[start]
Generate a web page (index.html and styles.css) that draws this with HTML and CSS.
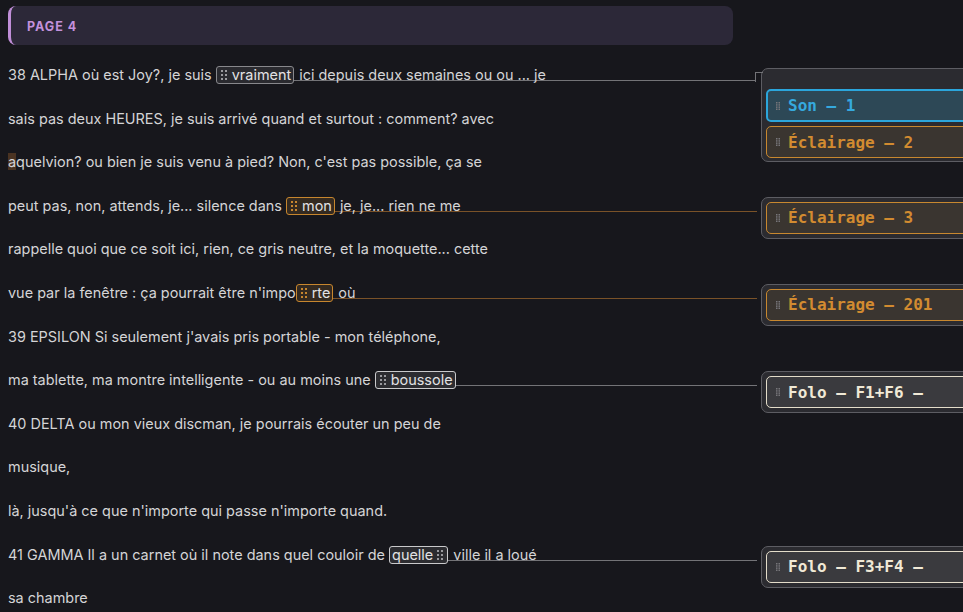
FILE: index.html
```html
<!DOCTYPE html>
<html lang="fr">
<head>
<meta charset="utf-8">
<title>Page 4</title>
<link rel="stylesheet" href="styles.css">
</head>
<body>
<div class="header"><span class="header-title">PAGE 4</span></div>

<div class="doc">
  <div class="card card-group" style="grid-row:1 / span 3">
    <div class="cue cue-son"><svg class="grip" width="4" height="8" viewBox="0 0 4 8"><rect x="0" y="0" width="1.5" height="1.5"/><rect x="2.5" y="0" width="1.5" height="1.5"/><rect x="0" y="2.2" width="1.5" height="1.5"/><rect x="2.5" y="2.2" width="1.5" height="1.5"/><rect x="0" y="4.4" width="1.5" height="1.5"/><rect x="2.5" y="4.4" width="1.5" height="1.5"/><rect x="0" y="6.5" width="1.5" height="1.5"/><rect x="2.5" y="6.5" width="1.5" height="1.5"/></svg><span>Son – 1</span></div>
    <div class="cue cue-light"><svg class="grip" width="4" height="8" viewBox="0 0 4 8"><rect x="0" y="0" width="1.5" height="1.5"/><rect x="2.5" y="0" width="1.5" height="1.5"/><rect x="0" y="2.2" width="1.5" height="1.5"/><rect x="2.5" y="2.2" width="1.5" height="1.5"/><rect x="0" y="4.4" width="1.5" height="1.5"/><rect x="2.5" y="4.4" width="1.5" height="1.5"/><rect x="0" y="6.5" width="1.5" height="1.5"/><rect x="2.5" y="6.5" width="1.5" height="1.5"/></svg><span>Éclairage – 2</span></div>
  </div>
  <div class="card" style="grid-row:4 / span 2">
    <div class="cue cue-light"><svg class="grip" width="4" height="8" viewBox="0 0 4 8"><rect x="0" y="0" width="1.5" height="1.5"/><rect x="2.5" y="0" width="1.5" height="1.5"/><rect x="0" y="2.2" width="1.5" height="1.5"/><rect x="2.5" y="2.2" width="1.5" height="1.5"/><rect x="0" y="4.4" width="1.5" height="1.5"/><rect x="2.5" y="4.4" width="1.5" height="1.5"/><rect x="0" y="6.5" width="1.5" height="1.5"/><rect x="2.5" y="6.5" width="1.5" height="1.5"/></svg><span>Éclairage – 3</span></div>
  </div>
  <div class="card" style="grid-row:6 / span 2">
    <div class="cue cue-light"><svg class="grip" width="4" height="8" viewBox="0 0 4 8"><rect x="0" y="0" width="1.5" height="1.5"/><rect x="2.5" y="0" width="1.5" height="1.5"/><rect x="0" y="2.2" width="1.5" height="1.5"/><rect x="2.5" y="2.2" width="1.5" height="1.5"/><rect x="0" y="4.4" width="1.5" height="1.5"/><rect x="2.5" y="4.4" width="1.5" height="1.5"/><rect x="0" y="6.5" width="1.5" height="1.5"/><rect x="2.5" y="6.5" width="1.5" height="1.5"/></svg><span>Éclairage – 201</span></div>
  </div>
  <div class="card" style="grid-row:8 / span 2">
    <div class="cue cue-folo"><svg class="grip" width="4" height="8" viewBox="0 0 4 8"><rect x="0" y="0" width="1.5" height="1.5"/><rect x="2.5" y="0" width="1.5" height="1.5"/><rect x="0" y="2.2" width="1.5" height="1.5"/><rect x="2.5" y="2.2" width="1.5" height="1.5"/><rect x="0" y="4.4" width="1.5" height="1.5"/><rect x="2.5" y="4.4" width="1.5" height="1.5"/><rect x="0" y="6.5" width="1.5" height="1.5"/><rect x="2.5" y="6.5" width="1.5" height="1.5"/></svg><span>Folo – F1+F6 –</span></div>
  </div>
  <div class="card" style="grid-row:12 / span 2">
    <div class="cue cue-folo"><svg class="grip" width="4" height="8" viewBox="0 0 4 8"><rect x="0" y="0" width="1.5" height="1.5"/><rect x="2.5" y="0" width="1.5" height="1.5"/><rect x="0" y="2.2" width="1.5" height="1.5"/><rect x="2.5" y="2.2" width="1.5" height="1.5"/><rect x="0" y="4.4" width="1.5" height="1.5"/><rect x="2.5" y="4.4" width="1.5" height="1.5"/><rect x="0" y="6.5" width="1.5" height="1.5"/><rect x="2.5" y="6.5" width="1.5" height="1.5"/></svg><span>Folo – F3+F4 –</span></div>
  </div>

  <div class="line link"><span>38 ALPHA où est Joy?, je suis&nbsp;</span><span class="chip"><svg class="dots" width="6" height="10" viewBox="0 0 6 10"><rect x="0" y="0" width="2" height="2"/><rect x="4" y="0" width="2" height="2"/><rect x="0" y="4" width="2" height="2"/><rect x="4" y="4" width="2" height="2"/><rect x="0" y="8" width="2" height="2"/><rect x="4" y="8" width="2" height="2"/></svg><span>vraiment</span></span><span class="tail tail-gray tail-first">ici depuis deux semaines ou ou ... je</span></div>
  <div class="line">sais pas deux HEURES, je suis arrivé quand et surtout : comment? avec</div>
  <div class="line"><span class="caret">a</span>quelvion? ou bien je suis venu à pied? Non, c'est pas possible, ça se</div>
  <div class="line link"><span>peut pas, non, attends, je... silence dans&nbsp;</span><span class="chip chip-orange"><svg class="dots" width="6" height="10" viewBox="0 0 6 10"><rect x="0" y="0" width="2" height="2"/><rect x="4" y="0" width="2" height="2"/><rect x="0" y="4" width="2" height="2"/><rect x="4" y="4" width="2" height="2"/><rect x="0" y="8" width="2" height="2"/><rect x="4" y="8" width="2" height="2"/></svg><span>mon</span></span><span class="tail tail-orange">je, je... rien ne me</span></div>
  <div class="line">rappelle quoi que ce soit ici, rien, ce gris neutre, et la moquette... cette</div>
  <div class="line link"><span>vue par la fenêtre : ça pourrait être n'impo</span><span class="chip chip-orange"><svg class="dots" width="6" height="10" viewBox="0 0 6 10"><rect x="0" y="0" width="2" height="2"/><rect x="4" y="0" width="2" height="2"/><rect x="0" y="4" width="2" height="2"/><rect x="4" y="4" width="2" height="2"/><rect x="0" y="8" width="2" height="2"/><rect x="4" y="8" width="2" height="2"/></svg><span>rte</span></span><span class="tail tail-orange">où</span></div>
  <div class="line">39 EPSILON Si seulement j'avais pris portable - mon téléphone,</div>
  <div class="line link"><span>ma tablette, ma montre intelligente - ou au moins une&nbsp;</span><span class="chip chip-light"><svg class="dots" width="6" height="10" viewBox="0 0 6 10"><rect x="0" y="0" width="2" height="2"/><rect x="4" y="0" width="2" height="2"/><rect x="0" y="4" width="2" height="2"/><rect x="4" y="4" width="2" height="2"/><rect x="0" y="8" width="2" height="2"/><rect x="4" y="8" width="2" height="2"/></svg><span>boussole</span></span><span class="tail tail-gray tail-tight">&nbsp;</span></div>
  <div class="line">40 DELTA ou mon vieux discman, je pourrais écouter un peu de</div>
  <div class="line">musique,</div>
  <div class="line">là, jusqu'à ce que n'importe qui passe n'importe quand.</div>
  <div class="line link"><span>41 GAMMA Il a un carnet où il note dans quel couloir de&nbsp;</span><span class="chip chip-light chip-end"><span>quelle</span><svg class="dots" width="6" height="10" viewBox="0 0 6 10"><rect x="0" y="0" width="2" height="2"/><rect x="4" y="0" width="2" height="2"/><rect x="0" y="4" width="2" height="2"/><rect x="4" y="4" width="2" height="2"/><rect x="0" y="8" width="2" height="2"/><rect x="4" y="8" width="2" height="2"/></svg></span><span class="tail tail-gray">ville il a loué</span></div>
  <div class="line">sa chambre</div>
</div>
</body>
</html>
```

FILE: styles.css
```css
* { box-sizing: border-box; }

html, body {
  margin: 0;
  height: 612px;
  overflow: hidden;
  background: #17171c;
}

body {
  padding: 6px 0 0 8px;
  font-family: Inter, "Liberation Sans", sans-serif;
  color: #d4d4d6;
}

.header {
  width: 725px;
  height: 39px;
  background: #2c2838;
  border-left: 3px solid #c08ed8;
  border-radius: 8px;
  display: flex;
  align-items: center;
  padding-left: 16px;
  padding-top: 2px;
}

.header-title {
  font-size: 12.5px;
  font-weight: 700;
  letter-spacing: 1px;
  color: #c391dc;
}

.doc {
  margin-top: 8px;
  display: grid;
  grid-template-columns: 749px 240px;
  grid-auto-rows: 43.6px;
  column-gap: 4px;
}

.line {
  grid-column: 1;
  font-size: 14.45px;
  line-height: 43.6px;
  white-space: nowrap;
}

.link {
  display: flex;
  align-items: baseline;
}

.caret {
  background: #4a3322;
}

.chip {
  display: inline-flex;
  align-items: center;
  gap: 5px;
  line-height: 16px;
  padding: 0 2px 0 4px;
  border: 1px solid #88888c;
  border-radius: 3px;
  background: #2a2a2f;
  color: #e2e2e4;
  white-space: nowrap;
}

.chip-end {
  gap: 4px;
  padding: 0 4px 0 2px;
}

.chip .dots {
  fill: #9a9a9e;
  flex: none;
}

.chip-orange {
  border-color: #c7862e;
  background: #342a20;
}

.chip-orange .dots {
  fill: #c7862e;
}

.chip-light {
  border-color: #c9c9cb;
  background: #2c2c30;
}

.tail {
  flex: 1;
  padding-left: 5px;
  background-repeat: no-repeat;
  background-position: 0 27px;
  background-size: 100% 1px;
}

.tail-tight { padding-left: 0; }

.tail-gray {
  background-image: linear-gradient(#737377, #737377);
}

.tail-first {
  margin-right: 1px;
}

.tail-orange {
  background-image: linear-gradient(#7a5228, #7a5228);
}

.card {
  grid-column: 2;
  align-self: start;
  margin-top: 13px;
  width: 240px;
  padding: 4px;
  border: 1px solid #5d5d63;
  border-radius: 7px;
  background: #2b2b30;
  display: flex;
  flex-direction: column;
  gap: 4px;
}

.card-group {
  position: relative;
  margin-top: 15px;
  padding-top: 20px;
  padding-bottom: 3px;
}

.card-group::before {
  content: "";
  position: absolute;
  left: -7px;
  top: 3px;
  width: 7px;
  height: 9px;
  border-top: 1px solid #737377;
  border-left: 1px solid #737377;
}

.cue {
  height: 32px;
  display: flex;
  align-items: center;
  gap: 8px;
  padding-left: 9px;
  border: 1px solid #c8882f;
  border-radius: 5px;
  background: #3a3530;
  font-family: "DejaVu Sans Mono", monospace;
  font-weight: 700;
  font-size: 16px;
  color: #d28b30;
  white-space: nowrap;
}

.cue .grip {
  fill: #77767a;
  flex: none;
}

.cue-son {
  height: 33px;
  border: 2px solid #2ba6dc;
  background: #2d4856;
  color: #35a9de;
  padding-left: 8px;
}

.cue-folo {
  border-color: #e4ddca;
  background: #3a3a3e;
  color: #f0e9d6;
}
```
[end]
Task brief:
Among the lines of the data above, count those holding "index" and state only the number.

The reply:
2